#### Task directions:
Transcribe every line exactly and omit anything that is a picture.

#### Stored data:

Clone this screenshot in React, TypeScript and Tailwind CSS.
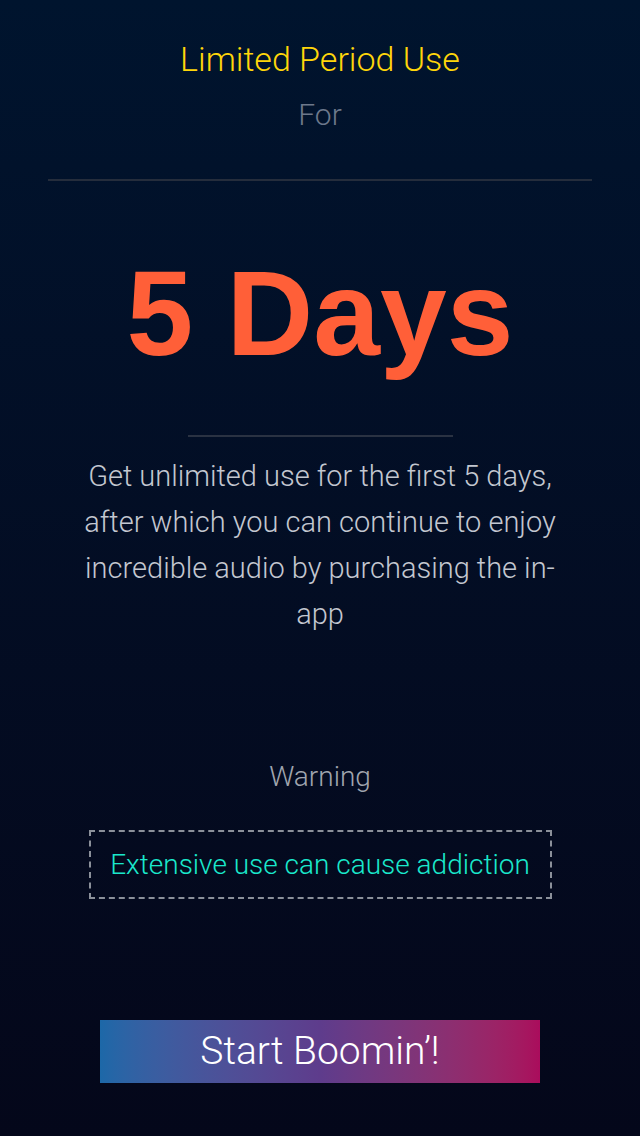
export default function App() {
  return (
    <div
      className="flex min-h-[1136px] w-full flex-col items-center bg-gradient-to-b from-[#00142e] to-[#04071a] text-center"
      style={{ fontFamily: 'Roboto, "Open Sans", sans-serif' }}
    >
      {/* Header */}
      <h1 className="pt-[39px] text-[34px] font-light leading-[40px] text-[#ffd60a]">
        Limited Period Use
      </h1>
      <p className="mt-4 text-[30px] font-light leading-[40px] text-[#6d788b]">For</p>

      <div className="mt-[44px] h-[2px] w-[544px] bg-[#252d3c]" />

      {/* Big number */}
      <h2
        className="mt-[72px] text-[120px] font-bold leading-[120px] text-[#ff5f38]"
        style={{ fontFamily: '"Liberation Sans", Arial, sans-serif' }}
      >
        5 Days
      </h2>

      <div className="mt-[62px] h-[2px] w-[265px] bg-[#2a3242]" />

      <p className="mt-[16px] w-[490px] text-[29px] font-light leading-[46px] text-[#c3c7d0]">
        Get unlimited use for the first 5 days, after which you can continue to enjoy incredible
        audio by purchasing the in-app
      </p>

      {/* Warning */}
      <p className="mt-[120px] text-[28px] font-light leading-[40px] text-[#a0a5af]">Warning</p>
      <div className="mt-[33px] flex h-[69px] w-[463px] items-center justify-center border-2 border-dashed border-[#8b909a]">
        <span className="text-[28px] font-light text-[#1ae8cc]">
          Extensive use can cause addiction
        </span>
      </div>

      {/* CTA */}
      <button className="mt-[121px] flex h-[63px] w-[440px] items-center justify-center bg-gradient-to-r from-[#1c68a8] via-[#5e3c8c] to-[#aa0c5c] text-[39px] font-light text-white">
        Start Boomin’!
      </button>
    </div>
  )
}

#### Correct result:
Clone this screenshot in React, TypeScript and Tailwind CSS.
export default function App() {
  return (
    <div
      className="flex min-h-[1136px] w-full flex-col items-center bg-gradient-to-b from-[#00142e] to-[#04071a] text-center"
      style={{ fontFamily: 'Roboto, "Open Sans", sans-serif' }}
    >
      {/* Header */}
      <h1 className="pt-[39px] text-[34px] font-light leading-[40px] text-[#ffd60a]">
        Limited Period Use
      </h1>
      <p className="mt-4 text-[30px] font-light leading-[40px] text-[#6d788b]">For</p>

      <div className="mt-[44px] h-[2px] w-[544px] bg-[#252d3c]" />

      {/* Big number */}
      <h2
        className="mt-[72px] text-[120px] font-bold leading-[120px] text-[#ff5f38]"
        style={{ fontFamily: '"Liberation Sans", Arial, sans-serif' }}
      >
        5 Days
      </h2>

      <div className="mt-[62px] h-[2px] w-[265px] bg-[#2a3242]" />

      <p className="mt-[16px] w-[490px] text-[29px] font-light leading-[46px] text-[#c3c7d0]">
        Get unlimited use for the first 5 days, after which you can continue to enjoy incredible
        audio by purchasing the in-app
      </p>

      {/* Warning */}
      <p className="mt-[120px] text-[28px] font-light leading-[40px] text-[#a0a5af]">Warning</p>
      <div className="mt-[33px] flex h-[69px] w-[463px] items-center justify-center border-2 border-dashed border-[#8b909a]">
        <span className="text-[28px] font-light text-[#1ae8cc]">
          Extensive use can cause addiction
        </span>
      </div>

      {/* CTA */}
      <button className="mt-[121px] flex h-[63px] w-[440px] items-center justify-center bg-gradient-to-r from-[#1c68a8] via-[#5e3c8c] to-[#aa0c5c] text-[39px] font-light text-white">
        Start Boomin’!
      </button>
    </div>
  )
}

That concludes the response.